At first, upon commencing reading this small book, I continued to ask `where is the evidence for that' but on realising that he had gathered a large volume of data to support this theory I simply continued to read on. Its not either an easy read or that complicated. Darwin looks at evolution in a very comprehensive way: first, linking the main idea with the variation of animals under domestication, something he himself had extensively studied in the case of pidgeons; second, associating this with variation under nature and the struggle for existence; he then goes on to describe in detail natural selection and the laws of variation. He follows this like any good scientist by an analysis of what may be the theory's weaknesses, such as the scarcity in the geological record and the lack of organisms in a state of gradation. He then applies the ideas to instinct, hybridism and then discusses in great depth the imperfections of the geological record. He also considers how geographical distribution can alter the results of evolution and how the embryos of various animals have a resemblance to that of other animals and how they also appear to repeat previous evolutionary steps as they mature.

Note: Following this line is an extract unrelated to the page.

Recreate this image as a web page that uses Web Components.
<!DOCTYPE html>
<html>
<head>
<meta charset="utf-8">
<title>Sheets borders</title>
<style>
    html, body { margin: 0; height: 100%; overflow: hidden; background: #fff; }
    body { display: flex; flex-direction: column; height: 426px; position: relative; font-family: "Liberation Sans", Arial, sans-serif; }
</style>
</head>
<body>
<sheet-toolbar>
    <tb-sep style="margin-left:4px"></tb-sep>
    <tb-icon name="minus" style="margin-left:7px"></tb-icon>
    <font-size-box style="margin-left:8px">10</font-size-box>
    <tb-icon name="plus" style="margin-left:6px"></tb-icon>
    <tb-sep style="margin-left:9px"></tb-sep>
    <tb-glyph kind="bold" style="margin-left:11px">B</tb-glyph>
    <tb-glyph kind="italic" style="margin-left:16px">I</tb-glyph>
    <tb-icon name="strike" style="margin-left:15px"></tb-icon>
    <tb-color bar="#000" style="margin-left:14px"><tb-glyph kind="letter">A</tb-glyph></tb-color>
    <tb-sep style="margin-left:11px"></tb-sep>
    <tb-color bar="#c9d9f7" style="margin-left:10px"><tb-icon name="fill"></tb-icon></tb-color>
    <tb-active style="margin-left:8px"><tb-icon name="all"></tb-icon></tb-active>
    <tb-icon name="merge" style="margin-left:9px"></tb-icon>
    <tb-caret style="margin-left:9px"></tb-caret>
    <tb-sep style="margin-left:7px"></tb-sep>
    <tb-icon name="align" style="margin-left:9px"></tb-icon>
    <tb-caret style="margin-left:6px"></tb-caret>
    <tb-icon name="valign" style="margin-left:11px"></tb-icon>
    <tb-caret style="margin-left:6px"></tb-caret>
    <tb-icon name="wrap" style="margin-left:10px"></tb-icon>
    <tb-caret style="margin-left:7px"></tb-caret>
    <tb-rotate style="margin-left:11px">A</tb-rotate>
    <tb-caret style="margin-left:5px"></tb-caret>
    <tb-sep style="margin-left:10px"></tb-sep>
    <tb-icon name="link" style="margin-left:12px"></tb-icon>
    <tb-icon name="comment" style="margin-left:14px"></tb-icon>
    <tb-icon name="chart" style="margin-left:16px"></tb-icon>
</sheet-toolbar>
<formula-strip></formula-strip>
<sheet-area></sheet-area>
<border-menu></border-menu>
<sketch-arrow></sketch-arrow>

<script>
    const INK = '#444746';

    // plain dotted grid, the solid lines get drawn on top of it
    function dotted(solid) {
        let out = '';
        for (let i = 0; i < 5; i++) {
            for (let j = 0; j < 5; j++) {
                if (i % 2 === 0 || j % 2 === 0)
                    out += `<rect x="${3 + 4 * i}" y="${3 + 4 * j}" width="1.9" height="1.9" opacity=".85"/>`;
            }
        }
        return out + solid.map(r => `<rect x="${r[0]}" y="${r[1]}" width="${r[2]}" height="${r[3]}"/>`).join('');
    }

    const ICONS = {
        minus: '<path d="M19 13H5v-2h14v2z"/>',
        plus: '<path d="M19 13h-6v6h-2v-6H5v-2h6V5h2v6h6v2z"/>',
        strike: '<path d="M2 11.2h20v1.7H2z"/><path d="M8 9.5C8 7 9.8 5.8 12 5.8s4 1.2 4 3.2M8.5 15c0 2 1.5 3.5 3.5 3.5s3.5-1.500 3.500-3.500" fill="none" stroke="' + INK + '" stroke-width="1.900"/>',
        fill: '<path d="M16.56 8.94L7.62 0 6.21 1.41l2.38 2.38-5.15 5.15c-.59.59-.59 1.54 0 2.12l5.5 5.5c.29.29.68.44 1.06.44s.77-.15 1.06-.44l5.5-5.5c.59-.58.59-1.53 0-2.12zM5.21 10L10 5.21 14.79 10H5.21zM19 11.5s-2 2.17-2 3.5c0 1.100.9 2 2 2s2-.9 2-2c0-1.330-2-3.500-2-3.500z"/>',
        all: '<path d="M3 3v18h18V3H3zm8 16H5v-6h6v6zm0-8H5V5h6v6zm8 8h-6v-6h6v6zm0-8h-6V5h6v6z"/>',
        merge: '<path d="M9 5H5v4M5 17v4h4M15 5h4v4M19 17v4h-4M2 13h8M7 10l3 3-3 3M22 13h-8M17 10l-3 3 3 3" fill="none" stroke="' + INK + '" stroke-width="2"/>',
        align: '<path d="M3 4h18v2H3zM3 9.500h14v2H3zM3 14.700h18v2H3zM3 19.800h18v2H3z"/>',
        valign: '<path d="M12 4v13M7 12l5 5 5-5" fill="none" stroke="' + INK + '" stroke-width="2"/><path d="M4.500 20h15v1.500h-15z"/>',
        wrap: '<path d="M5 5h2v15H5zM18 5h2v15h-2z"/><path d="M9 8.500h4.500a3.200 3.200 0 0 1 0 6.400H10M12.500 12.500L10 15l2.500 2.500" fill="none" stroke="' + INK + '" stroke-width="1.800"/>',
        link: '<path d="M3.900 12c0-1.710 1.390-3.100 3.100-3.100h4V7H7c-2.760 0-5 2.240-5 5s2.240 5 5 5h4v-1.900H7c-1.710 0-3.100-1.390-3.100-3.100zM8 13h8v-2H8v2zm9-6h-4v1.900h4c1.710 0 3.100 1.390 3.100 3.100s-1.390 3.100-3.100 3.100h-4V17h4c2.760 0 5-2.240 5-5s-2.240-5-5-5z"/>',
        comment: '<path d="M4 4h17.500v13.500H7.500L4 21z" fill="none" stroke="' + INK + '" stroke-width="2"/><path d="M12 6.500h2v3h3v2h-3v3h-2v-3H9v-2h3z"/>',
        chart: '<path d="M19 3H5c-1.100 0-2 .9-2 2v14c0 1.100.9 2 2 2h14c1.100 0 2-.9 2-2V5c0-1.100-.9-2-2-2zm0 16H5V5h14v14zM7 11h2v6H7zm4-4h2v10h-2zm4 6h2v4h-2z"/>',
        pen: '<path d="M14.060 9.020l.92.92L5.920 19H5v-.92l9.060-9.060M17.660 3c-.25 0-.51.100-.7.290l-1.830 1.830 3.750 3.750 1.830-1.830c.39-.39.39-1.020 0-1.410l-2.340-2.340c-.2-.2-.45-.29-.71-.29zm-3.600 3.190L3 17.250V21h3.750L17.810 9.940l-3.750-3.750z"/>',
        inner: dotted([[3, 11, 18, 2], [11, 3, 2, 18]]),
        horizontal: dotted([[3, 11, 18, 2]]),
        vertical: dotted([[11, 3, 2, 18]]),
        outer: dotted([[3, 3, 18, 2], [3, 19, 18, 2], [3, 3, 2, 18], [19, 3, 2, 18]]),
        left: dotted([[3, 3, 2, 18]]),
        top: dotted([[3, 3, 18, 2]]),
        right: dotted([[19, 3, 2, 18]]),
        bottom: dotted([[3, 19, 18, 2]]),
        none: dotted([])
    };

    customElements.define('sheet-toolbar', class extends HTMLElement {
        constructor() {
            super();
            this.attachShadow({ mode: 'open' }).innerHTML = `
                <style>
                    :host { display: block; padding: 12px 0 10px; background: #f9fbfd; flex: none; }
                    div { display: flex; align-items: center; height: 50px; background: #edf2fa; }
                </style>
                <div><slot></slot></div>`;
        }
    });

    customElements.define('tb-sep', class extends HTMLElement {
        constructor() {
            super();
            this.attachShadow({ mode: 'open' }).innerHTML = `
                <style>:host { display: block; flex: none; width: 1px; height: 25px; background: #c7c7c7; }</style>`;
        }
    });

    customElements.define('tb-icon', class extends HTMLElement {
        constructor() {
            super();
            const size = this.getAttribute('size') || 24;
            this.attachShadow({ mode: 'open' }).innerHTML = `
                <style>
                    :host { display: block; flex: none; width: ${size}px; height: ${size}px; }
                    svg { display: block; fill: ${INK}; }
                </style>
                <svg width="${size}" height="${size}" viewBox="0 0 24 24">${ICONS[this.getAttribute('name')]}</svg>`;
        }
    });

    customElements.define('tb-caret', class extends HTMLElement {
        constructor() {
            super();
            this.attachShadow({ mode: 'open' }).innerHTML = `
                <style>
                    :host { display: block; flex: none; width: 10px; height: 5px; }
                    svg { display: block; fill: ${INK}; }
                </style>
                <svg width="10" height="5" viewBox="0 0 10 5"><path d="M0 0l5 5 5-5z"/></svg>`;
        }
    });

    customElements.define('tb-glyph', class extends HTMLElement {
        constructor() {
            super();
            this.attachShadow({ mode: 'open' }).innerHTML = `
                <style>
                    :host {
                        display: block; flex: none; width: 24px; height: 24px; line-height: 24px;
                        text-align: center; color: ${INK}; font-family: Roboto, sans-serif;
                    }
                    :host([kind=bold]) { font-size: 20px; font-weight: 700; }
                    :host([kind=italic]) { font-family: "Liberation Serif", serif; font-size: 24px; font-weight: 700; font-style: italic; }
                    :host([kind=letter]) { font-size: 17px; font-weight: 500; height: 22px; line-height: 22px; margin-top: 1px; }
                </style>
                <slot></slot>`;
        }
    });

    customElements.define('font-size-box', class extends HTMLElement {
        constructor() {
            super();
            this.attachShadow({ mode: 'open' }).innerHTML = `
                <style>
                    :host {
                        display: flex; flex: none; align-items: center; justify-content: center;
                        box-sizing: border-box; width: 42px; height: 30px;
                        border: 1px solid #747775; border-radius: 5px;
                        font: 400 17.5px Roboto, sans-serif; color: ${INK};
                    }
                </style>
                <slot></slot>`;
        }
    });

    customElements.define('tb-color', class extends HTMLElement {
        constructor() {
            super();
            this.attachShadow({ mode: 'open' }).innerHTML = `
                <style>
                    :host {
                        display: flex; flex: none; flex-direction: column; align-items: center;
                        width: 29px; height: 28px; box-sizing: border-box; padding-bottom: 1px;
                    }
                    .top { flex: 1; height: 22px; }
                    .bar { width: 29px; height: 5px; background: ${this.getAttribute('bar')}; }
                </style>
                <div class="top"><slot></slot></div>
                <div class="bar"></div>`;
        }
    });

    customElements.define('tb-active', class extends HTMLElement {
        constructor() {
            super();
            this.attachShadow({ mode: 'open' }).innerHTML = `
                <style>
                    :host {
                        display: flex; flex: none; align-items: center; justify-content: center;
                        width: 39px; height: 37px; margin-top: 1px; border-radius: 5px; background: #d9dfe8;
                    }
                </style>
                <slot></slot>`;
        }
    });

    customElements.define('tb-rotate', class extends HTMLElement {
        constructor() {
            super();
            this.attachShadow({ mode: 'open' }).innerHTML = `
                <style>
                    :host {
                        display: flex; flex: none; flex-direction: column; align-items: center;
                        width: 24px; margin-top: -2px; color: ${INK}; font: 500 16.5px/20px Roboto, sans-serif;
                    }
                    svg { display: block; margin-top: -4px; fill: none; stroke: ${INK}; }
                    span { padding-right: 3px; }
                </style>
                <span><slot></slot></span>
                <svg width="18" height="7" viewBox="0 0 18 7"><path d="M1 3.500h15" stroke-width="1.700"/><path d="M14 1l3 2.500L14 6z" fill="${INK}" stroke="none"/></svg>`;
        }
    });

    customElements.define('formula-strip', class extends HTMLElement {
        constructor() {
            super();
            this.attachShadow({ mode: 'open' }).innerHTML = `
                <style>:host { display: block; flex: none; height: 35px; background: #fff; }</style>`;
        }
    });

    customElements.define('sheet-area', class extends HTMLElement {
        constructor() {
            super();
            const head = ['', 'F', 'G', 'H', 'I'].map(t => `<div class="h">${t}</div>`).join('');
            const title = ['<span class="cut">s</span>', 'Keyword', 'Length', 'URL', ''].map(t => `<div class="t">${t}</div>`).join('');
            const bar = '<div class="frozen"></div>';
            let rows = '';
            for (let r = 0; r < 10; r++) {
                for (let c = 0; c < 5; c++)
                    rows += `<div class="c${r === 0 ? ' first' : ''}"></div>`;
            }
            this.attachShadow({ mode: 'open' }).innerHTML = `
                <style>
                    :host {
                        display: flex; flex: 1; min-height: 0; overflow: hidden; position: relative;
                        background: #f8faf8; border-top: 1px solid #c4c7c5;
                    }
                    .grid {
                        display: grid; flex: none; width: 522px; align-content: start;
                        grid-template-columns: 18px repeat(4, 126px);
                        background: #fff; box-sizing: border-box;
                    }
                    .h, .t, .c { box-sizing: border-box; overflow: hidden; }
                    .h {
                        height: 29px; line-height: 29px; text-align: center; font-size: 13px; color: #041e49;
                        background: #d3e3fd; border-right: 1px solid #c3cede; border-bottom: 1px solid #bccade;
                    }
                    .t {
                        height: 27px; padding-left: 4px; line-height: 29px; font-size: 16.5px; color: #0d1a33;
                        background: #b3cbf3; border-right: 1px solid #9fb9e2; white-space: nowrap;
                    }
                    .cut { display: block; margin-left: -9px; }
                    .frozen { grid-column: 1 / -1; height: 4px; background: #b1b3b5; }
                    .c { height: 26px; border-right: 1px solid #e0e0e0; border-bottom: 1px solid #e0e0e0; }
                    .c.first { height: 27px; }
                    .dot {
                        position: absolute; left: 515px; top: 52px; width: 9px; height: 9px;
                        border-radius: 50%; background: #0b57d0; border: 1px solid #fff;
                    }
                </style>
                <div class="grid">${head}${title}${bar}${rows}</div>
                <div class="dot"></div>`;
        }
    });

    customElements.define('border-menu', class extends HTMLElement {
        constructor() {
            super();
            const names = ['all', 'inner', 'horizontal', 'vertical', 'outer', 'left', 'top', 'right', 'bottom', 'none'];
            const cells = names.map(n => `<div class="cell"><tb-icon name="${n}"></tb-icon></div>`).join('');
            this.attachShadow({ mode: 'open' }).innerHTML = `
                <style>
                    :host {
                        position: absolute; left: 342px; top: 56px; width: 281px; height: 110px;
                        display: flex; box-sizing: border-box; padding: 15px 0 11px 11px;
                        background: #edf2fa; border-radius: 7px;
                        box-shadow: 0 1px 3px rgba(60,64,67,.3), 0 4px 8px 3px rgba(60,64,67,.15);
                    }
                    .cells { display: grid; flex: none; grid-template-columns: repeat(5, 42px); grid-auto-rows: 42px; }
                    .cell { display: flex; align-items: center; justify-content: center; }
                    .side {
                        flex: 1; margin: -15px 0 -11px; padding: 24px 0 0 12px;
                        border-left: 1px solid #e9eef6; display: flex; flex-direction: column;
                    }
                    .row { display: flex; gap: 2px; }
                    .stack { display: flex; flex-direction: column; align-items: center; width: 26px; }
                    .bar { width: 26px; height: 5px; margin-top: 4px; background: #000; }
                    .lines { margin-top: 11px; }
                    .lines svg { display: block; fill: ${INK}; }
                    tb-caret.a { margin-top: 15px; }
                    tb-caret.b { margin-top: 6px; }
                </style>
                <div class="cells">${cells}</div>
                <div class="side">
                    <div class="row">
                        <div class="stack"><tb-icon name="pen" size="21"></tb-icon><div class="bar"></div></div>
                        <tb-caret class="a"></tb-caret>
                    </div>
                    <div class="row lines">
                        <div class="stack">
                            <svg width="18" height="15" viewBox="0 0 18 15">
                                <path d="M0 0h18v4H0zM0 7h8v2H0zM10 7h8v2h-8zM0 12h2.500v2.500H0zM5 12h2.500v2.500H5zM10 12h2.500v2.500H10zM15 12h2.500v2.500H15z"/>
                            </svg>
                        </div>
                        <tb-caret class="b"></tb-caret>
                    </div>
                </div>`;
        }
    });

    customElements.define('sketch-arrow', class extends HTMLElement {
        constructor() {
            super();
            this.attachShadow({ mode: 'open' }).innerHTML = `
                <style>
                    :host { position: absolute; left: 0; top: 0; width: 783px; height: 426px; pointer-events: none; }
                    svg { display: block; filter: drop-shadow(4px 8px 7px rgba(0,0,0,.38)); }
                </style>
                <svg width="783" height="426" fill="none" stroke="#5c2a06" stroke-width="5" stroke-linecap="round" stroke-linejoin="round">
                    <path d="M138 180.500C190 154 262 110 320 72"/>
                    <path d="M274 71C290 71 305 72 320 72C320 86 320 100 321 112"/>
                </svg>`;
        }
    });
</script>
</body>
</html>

Its too bad the 20 volume set was never published, even the incomplete version would have been better than only the abstract. Nonetheless it is well discussed and written as a comprehensive summary of the main thesis. At times the style can be repetitive and even dull but this is compensated for by fascinating little excerpts which are present throughout. This was, remarkably enough, my first reading of "The Origin of Species" and I do believe that every practicing scientist should read it as part of their education rather than accepting its tenets without question as is the wont. However rather than being a description of the true origin of species, it actually takes a change which occurs (by whatever means) and then describes the process the species undergoes from then on. Darwin never actually said anything about how new variations are formed, this was left for others to consider and eventually led to the modern Darwinian thesis including the idea of mutation caused by radiation, viruses or chemical agents. Much has also come to light over the last century such as the symbiosis of organisms producing the merger of cell and mitochondria seen in every cell today and similarly the recent evidence of gene swapping going on between bacteria and now also larger organisms, see "Lamarck's Signature" by Ted Steele. Since Darwin did also not explain form but rather the possibility of how form came about Brian Goodwin's Form and Transformation is a good place to start.
It must also be remembered that in his time the thesis was new even if many others were working on similar ideas Darwin was the first, in conjunction with Wallace, to expand on natural selection and obtain strong evidence for it. An essential read for any scientist.